The old maid and the old cat understood each other. Both of them loved their hermitlike existence, the silence of the long summer afternoons with the shutters closed, the curtains drawn. They were afraid of the streets which seemed to them full of dangers.
Hidden behind the persiennes, the old maid watched the passers-by, listening to their footsteps dying away in the distance, and the cat stretched out its neck, drew itself up on three legs and turned away from the other cats that crouched by the doors, licking themselves with their heads bent back, or disappearing like dark flashes as they ran away.
In bygone days when the warm, fragrant silence of night seemed to bathe the motionless trees in love, the cat would sometimes stretch out its neck toward the gardens, replying to the calls of the males whose shadows moved on the roofs; and excited by their entreaties, she would rub her flanks against the legs of the chairs.

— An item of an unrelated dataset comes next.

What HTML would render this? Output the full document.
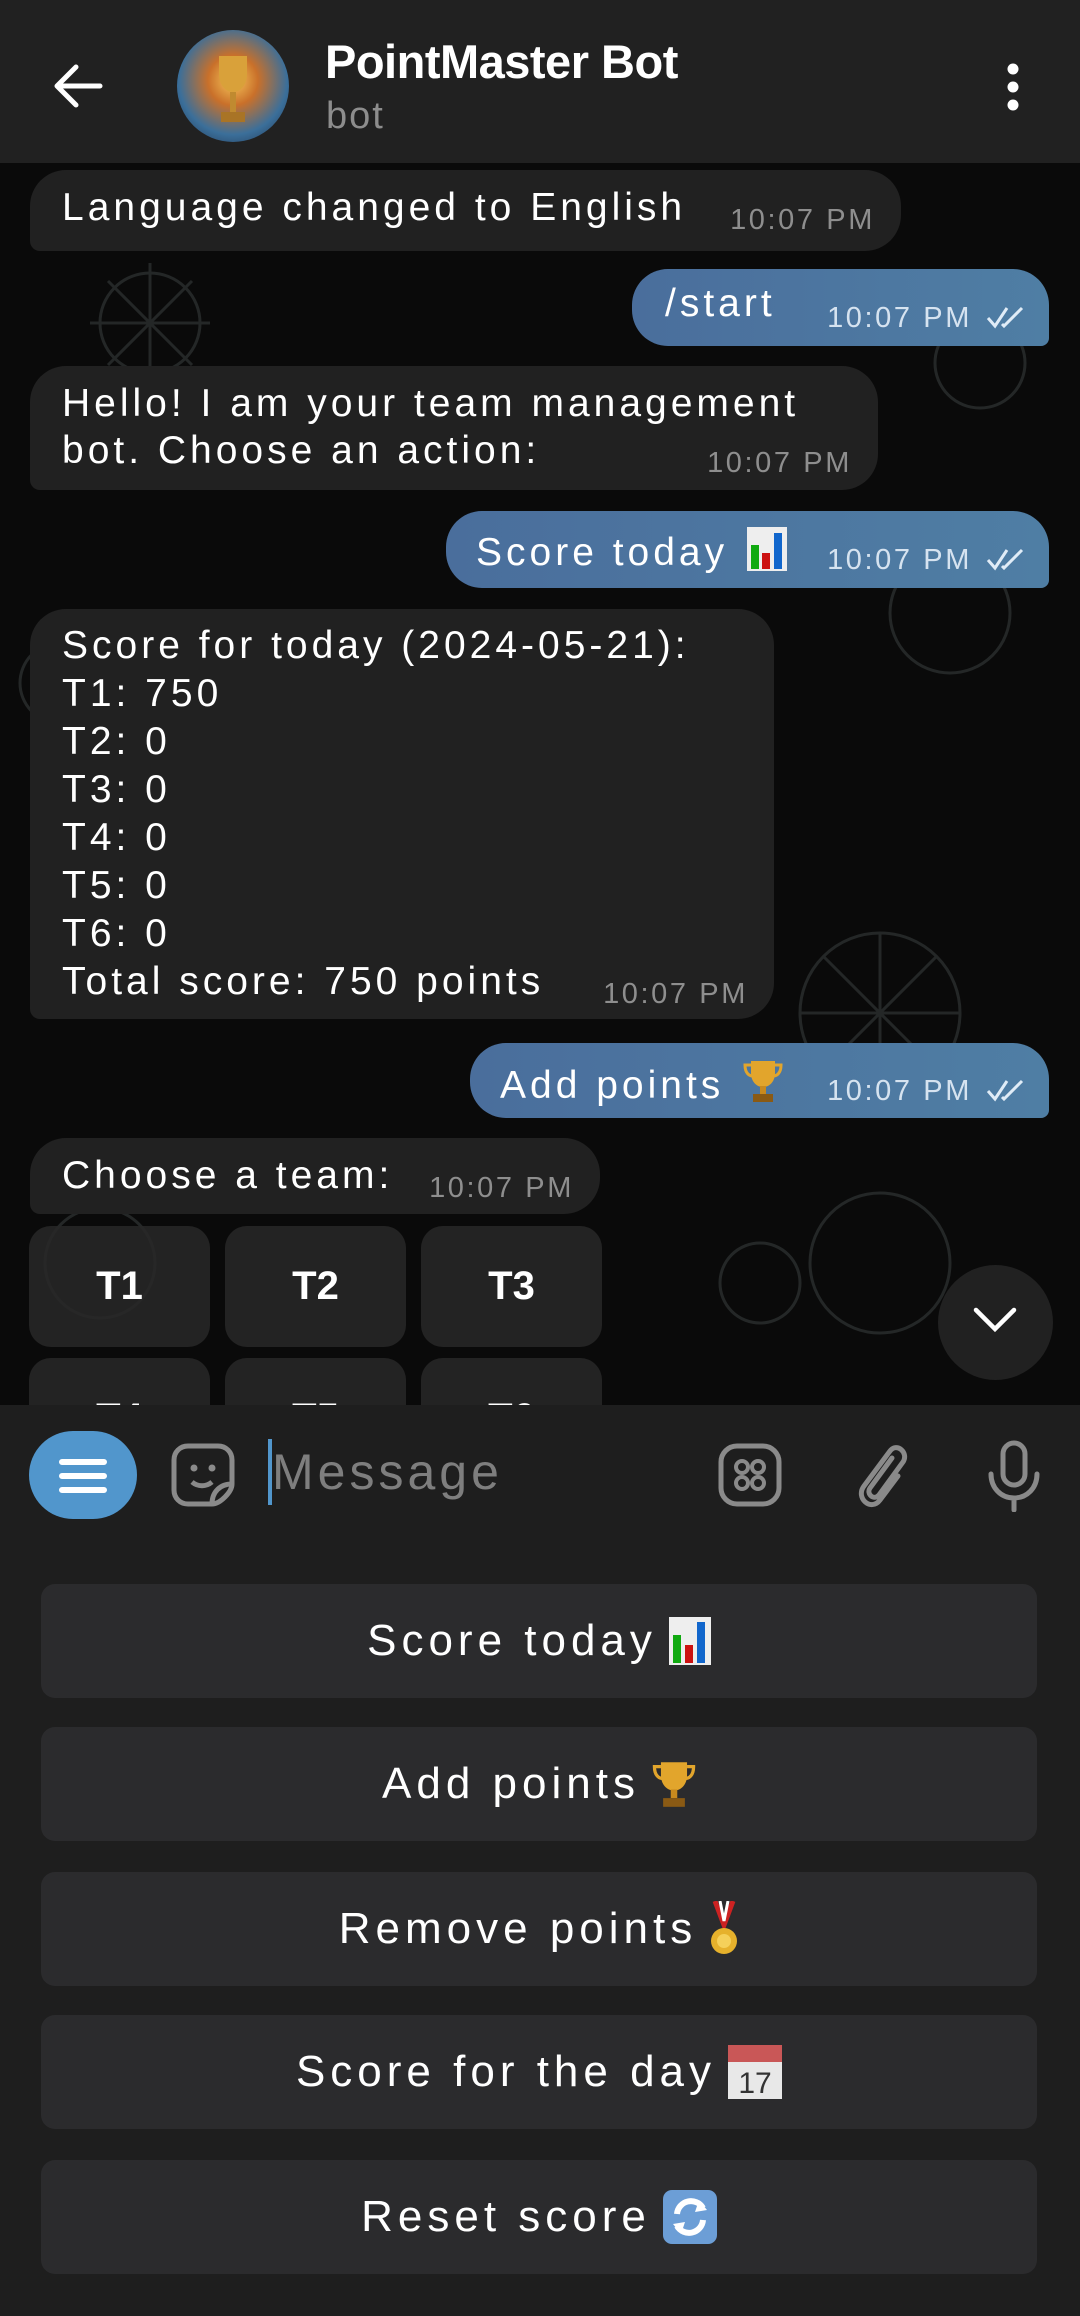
<!DOCTYPE html>
<html><head><meta charset="utf-8"><style>
*{margin:0;padding:0;box-sizing:border-box}
body{width:1080px;height:2316px;background:#0a0a0a;position:relative;overflow:hidden;font-family:"Liberation Sans","DejaVu Sans",sans-serif;color:#fff}
.abs{position:absolute}
.hdr{left:0;top:0;width:1080px;height:163px;background:#212121}
.b{position:absolute;background:#212121;border-radius:36px}
.out{background:linear-gradient(90deg,#4a6e9c,#4f7ea4)}
.t{position:absolute;font-size:39px;letter-spacing:4px;white-space:nowrap;line-height:1}
.t svg{vertical-align:-6px;margin-left:4px}
.tm{position:absolute;font-size:29px;letter-spacing:2.6px;color:#8e8e8e;white-space:nowrap;line-height:1}
.out .tm{color:#d6e3f0}
.ck{position:absolute}
.tb{position:absolute;background:rgba(40,40,40,.85);border-radius:22px;font-size:40px;font-weight:bold;display:flex;align-items:center;justify-content:center}
.kb{position:absolute;left:41px;width:996px;height:114px;background:#2b2b2d;border-radius:14px;display:flex;align-items:center;justify-content:center;font-size:44px;letter-spacing:5px}
.kb svg{margin-left:12px}
</style></head><body>
<div class="abs hdr"></div>
<svg class="abs" style="left:50px;top:62px" width="54" height="48" viewBox="0 0 54 48"><path d="M50 24H8M26 5L7 24l19 19" stroke="#fff" stroke-width="5" fill="none" stroke-linecap="round" stroke-linejoin="round"/></svg>
<div class="abs" style="left:177px;top:30px;width:112px;height:112px;border-radius:56px;background:radial-gradient(circle at 50% 45%,#f7c75a 0%,#c9702a 30%,#3b6f9a 65%,#1c2a44 100%)"></div>
<svg class="abs" style="left:205px;top:50px" width="56" height="80" viewBox="0 0 56 80"><path d="M14 6h28v18c0 10-6 18-14 18S14 34 14 24z" fill="#d9a13a"/><rect x="25" y="42" width="6" height="20" fill="#c08a30"/><rect x="16" y="62" width="24" height="10" fill="#a97426"/></svg>
<div class="abs" style="left:325px;top:34px;font-size:47px;font-weight:bold;letter-spacing:-0.5px">PointMaster Bot</div>
<div class="abs" style="left:326px;top:95px;font-size:38px;color:#8d8d8d;letter-spacing:2px">bot</div>
<svg class="abs" style="left:1000px;top:62px" width="26" height="50"><circle cx="13" cy="7" r="5.5" fill="#fff"/><circle cx="13" cy="25" r="5.5" fill="#fff"/><circle cx="13" cy="43" r="5.5" fill="#fff"/></svg>

<svg class="abs" style="left:0;top:163px" width="1080" height="1242" opacity="0.18">
<g fill="none" stroke="#9aa" stroke-width="3">
<circle cx="150" cy="160" r="50"/><circle cx="330" cy="280" r="30"/><circle cx="700" cy="600" r="70"/><circle cx="950" cy="450" r="60"/><circle cx="880" cy="850" r="80"/><circle cx="100" cy="1100" r="55"/><circle cx="760" cy="1120" r="40"/><circle cx="980" cy="200" r="45"/><circle cx="60" cy="520" r="40"/><circle cx="880" cy="1100" r="70"/>
<path d="M150 100v120M90 160h120M108 118l84 84M192 118l-84 84"/><path d="M880 770v160M800 850h160M823 793l114 114M937 793l-114 114"/>
</g></svg>

<div class="b" style="left:30px;top:170px;width:871px;height:81px;border-bottom-left-radius:10px">
<div class="t" style="left:32px;top:18px">Language changed to English</div>
<div class="tm" style="right:26px;top:36px">10:07 PM</div></div>

<div class="b out" style="left:632px;top:269px;width:417px;height:77px;border-bottom-right-radius:8px">
<div class="t" style="left:33px;top:15px">/start</div>
<div class="tm" style="right:77px;top:35px">10:07 PM</div>
<svg class="ck" style="right:18px;top:36px" width="46" height="24"><path d="M3 13l7 8L22 3M17 19l2 2L37 3" stroke="#e0ecf7" stroke-width="3" fill="none"/></svg></div>

<div class="b" style="left:30px;top:366px;width:848px;height:124px;border-bottom-left-radius:10px">
<div class="t" style="left:32px;top:18px">Hello! I am your team management</div>
<div class="t" style="left:32px;top:65px">bot. Choose an action:</div>
<div class="tm" style="right:26px;top:83px">10:07 PM</div></div>

<div class="b out" style="left:446px;top:511px;width:603px;height:77px;border-bottom-right-radius:8px">
<div class="t" style="left:30px;top:16px">Score today <svg width="40" height="44"><rect width="40" height="44" fill="#eee"/><rect x="4" y="18" width="8" height="24" fill="#1a1"/><rect x="15" y="26" width="8" height="16" fill="#c11"/><rect x="27" y="6" width="8" height="36" fill="#16c"/></svg></div>
<div class="tm" style="right:77px;top:35px">10:07 PM</div>
<svg class="ck" style="right:18px;top:36px" width="46" height="24"><path d="M3 13l7 8L22 3M17 19l2 2L37 3" stroke="#e0ecf7" stroke-width="3" fill="none"/></svg></div>

<div class="b" style="left:30px;top:609px;width:744px;height:410px;border-bottom-left-radius:10px">
<div class="t" style="left:32px;top:17px">Score for today (2024-05-21):</div>
<div class="t" style="left:32px;top:65px">T1: 750</div>
<div class="t" style="left:32px;top:113px">T2: 0</div>
<div class="t" style="left:32px;top:161px">T3: 0</div>
<div class="t" style="left:32px;top:209px">T4: 0</div>
<div class="t" style="left:32px;top:257px">T5: 0</div>
<div class="t" style="left:32px;top:305px">T6: 0</div>
<div class="t" style="left:32px;top:353px">Total score: 750 points</div>
<div class="tm" style="right:26px;top:371px">10:07 PM</div></div>

<div class="b out" style="left:470px;top:1043px;width:579px;height:75px;border-bottom-right-radius:8px">
<div class="t" style="left:30px;top:15px">Add points <svg width="40" height="46" viewBox="0 0 40 46"><path d="M8 3h24v12c0 8-5 14-12 14S8 23 8 15z" fill="#e2a52c"/><path d="M8 7H2c0 8 4 11 8 11M32 7h6c0 8-4 11-8 11" stroke="#e2a52c" stroke-width="3" fill="none"/><rect x="17" y="28" width="6" height="8" fill="#c98a1e"/><rect x="10" y="36" width="20" height="8" fill="#8a5a14"/></svg></div>
<div class="tm" style="right:77px;top:34px">10:07 PM</div>
<svg class="ck" style="right:18px;top:35px" width="46" height="24"><path d="M3 13l7 8L22 3M17 19l2 2L37 3" stroke="#e0ecf7" stroke-width="3" fill="none"/></svg></div>

<div class="b" style="left:30px;top:1138px;width:570px;height:76px;border-bottom-left-radius:10px">
<div class="t" style="left:32px;top:18px">Choose a team:</div>
<div class="tm" style="right:26px;top:36px">10:07 PM</div></div>
<div class="tb" style="left:29px;top:1226px;width:181px;height:121px">T1</div>
<div class="tb" style="left:225px;top:1226px;width:181px;height:121px">T2</div>
<div class="tb" style="left:421px;top:1226px;width:181px;height:121px">T3</div>
<div class="tb" style="left:29px;top:1358px;width:181px;height:121px;align-items:flex-start;padding-top:38px">T4</div>
<div class="tb" style="left:225px;top:1358px;width:181px;height:121px;align-items:flex-start;padding-top:38px">T5</div>
<div class="tb" style="left:421px;top:1358px;width:181px;height:121px;align-items:flex-start;padding-top:38px">T6</div>
<div class="abs" style="left:938px;top:1265px;width:115px;height:115px;border-radius:58px;background:#212121"></div>
<svg class="abs" style="left:972px;top:1305px" width="46" height="30"><path d="M4 5l19 19L42 5" stroke="#fff" stroke-width="4.5" fill="none" stroke-linecap="round"/></svg>

<div class="abs" style="left:0;top:1405px;width:1080px;height:911px;background:#1e1e1e"></div>
<div class="abs" style="left:29px;top:1431px;width:108px;height:88px;border-radius:44px;background:#5196cc"></div>
<svg class="abs" style="left:58px;top:1456px" width="50" height="40"><path d="M4 6h42M4 20h42M4 34h42" stroke="#fff" stroke-width="6" stroke-linecap="round"/></svg>
<svg class="abs" style="left:170px;top:1442px" width="66" height="66" viewBox="0 0 66 66"><path d="M42 62H18C10 62 4 56 4 48V18C4 10 10 4 18 4h30c8 0 14 6 14 14v24C62 50 50 62 42 62z" stroke="#8a8a8a" stroke-width="5" fill="none"/><path d="M42 62c0-12 8-20 20-20" stroke="#8a8a8a" stroke-width="5" fill="none"/><circle cx="24" cy="26" r="3.5" fill="#8a8a8a"/><circle cx="42" cy="26" r="3.5" fill="#8a8a8a"/><path d="M22 40c6 5 14 5 20 0" stroke="#8a8a8a" stroke-width="5" fill="none"/></svg>
<div class="abs" style="left:268px;top:1439px;width:4px;height:66px;background:#5196cc"></div>
<div class="abs" style="left:272px;top:1443px;font-size:50px;color:#7e7e7e;letter-spacing:4px">Message</div>
<svg class="abs" style="left:718px;top:1443px" width="64" height="64" viewBox="0 0 64 64"><rect x="3" y="3" width="58" height="58" rx="16" stroke="#8a8a8a" stroke-width="5" fill="none"/><circle cx="24" cy="24" r="6" stroke="#8a8a8a" stroke-width="4" fill="none"/><circle cx="40" cy="24" r="6" stroke="#8a8a8a" stroke-width="4" fill="none"/><circle cx="24" cy="40" r="6" stroke="#8a8a8a" stroke-width="4" fill="none"/><circle cx="40" cy="40" r="6" stroke="#8a8a8a" stroke-width="4" fill="none"/></svg>
<svg class="abs" style="left:852px;top:1440px" width="60" height="70" viewBox="0 0 60 70"><path d="M40 18L18 48c-4 6 4 13 9 7l24-33c6-9-6-20-13-11L12 46c-9 12 7 26 16 14l18-24" stroke="#8a8a8a" stroke-width="5" fill="none" stroke-linecap="round"/></svg>
<svg class="abs" style="left:986px;top:1440px" width="56" height="72" viewBox="0 0 56 72"><rect x="17" y="3" width="22" height="42" rx="11" stroke="#8a8a8a" stroke-width="5" fill="none"/><path d="M5 34c0 14 10 24 23 24s23-10 23-24M28 58v12" stroke="#8a8a8a" stroke-width="5" fill="none" stroke-linecap="round"/></svg>

<div class="kb" style="top:1584px">Score today<svg width="42" height="48"><rect width="42" height="48" fill="#eee"/><rect x="4" y="18" width="8" height="28" fill="#1a1"/><rect x="16" y="28" width="8" height="18" fill="#c11"/><rect x="28" y="5" width="8" height="41" fill="#16c"/></svg></div>
<div class="kb" style="top:1727px">Add points<svg width="44" height="50" viewBox="0 0 40 46"><path d="M8 3h24v12c0 8-5 14-12 14S8 23 8 15z" fill="#e2a52c"/><path d="M8 7H2c0 8 4 11 8 11M32 7h6c0 8-4 11-8 11" stroke="#e2a52c" stroke-width="3" fill="none"/><rect x="17" y="28" width="6" height="8" fill="#c98a1e"/><rect x="10" y="36" width="20" height="8" fill="#8a5a14"/></svg></div>
<div class="kb" style="top:1872px">Remove points <svg width="30" height="56" viewBox="0 0 30 56"><path d="M6 0l9 24L24 0" stroke="#c22" stroke-width="5" fill="none"/><path d="M11 0l4 20 4-20" stroke="#fff" stroke-width="3" fill="none"/><circle cx="15" cy="40" r="13" fill="#e6b12c"/><circle cx="15" cy="40" r="7" fill="#f5d05a"/></svg></div>
<div class="kb" style="top:2015px">Score for the day<svg width="54" height="54" viewBox="0 0 54 54"><rect width="54" height="54" fill="#e8e8e8"/><rect width="54" height="17" fill="#c95757"/><text x="27" y="48" font-size="30" text-anchor="middle" fill="#333" font-family="Liberation Sans" letter-spacing="0">17</text></svg></div>
<div class="kb" style="top:2160px">Reset score<svg width="54" height="54" viewBox="0 0 54 54"><rect width="54" height="54" rx="9" fill="#6c9ed6"/><path d="M14 24a14 14 0 0 1 26-6M40 30a14 14 0 0 1-26 6" stroke="#fff" stroke-width="6" fill="none"/><path d="M36 10l8 10-12 2zM18 44l-8-10 12-2z" fill="#fff"/></svg></div>
</body></html>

Then the old maid used to snatch her up, shut her in the bedroom, open the window and cry in a voice of hate:
“Go away!… Get away!…”
The miaulings would cease for a moment, and when they broke out afresh and the shadows began to leap again, she would shut the shutters, draw the curtains closely, and shrinking in her bed, draw the cat under the clothes so that it should not hear the noise, stroking it between the ears to soothe it to sleep.